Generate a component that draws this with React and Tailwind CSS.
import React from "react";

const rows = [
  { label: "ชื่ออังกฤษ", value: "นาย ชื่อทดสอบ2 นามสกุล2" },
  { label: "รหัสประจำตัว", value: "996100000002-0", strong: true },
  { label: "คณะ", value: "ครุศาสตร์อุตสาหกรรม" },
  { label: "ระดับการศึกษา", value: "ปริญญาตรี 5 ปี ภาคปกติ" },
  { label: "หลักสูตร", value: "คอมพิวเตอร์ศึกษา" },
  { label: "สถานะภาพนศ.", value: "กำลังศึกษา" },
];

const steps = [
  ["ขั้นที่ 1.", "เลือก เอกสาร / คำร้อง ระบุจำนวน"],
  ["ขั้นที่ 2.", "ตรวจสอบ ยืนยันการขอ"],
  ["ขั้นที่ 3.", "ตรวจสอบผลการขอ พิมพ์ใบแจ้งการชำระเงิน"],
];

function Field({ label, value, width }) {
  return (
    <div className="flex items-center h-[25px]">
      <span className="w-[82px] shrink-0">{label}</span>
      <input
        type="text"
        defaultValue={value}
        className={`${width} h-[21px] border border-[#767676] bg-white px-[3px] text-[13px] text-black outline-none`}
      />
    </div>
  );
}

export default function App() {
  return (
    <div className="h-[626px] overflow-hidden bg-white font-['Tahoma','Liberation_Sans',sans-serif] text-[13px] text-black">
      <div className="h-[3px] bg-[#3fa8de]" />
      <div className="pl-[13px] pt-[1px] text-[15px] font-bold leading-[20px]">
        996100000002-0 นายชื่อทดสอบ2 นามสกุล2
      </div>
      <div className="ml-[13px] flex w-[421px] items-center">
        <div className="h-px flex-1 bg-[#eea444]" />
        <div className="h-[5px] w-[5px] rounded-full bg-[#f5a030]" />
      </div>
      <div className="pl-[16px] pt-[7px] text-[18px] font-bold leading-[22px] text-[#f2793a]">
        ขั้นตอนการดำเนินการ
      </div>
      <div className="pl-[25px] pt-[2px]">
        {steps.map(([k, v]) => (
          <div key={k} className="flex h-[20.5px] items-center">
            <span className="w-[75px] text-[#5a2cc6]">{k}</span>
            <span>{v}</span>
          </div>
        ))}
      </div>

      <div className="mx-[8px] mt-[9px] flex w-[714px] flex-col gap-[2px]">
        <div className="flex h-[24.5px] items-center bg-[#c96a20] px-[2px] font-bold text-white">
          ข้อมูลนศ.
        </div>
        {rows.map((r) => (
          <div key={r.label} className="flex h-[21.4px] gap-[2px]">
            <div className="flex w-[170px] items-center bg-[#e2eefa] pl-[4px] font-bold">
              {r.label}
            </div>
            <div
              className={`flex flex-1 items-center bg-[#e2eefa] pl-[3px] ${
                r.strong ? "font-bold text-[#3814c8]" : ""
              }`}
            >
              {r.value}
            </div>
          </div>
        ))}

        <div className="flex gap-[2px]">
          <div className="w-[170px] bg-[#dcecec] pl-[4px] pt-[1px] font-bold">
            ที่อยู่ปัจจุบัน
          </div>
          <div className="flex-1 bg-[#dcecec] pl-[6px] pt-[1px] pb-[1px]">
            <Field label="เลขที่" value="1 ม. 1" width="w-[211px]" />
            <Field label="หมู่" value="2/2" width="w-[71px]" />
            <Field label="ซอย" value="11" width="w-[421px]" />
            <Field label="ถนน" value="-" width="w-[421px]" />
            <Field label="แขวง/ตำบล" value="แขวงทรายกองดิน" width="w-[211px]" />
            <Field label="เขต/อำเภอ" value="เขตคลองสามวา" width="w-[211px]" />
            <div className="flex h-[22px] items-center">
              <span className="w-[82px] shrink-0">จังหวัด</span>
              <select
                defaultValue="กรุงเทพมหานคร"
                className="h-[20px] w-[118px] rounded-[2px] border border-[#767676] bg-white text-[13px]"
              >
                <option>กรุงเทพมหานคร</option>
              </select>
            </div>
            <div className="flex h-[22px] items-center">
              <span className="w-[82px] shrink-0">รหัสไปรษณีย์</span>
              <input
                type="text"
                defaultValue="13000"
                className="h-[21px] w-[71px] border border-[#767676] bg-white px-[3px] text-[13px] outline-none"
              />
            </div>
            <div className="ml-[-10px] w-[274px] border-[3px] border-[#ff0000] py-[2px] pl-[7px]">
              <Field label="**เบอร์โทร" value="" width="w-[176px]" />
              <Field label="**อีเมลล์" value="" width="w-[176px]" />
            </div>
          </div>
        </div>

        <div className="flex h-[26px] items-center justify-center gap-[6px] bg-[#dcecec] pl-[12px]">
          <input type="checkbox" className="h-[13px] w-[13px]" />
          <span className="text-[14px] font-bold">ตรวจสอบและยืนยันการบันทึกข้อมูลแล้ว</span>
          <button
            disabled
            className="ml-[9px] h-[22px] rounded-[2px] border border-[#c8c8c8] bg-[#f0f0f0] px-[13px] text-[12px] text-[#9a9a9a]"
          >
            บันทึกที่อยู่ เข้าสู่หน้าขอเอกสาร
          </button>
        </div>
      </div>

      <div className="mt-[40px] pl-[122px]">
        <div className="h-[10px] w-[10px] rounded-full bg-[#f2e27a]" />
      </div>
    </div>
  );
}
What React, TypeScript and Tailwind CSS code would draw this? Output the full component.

Written problem: Everything from the first line above up to and including the line that contains "import React from" should be printed exactly; please print only that.

Task output:
Generate a component that draws this with React and Tailwind CSS.
import React from "react";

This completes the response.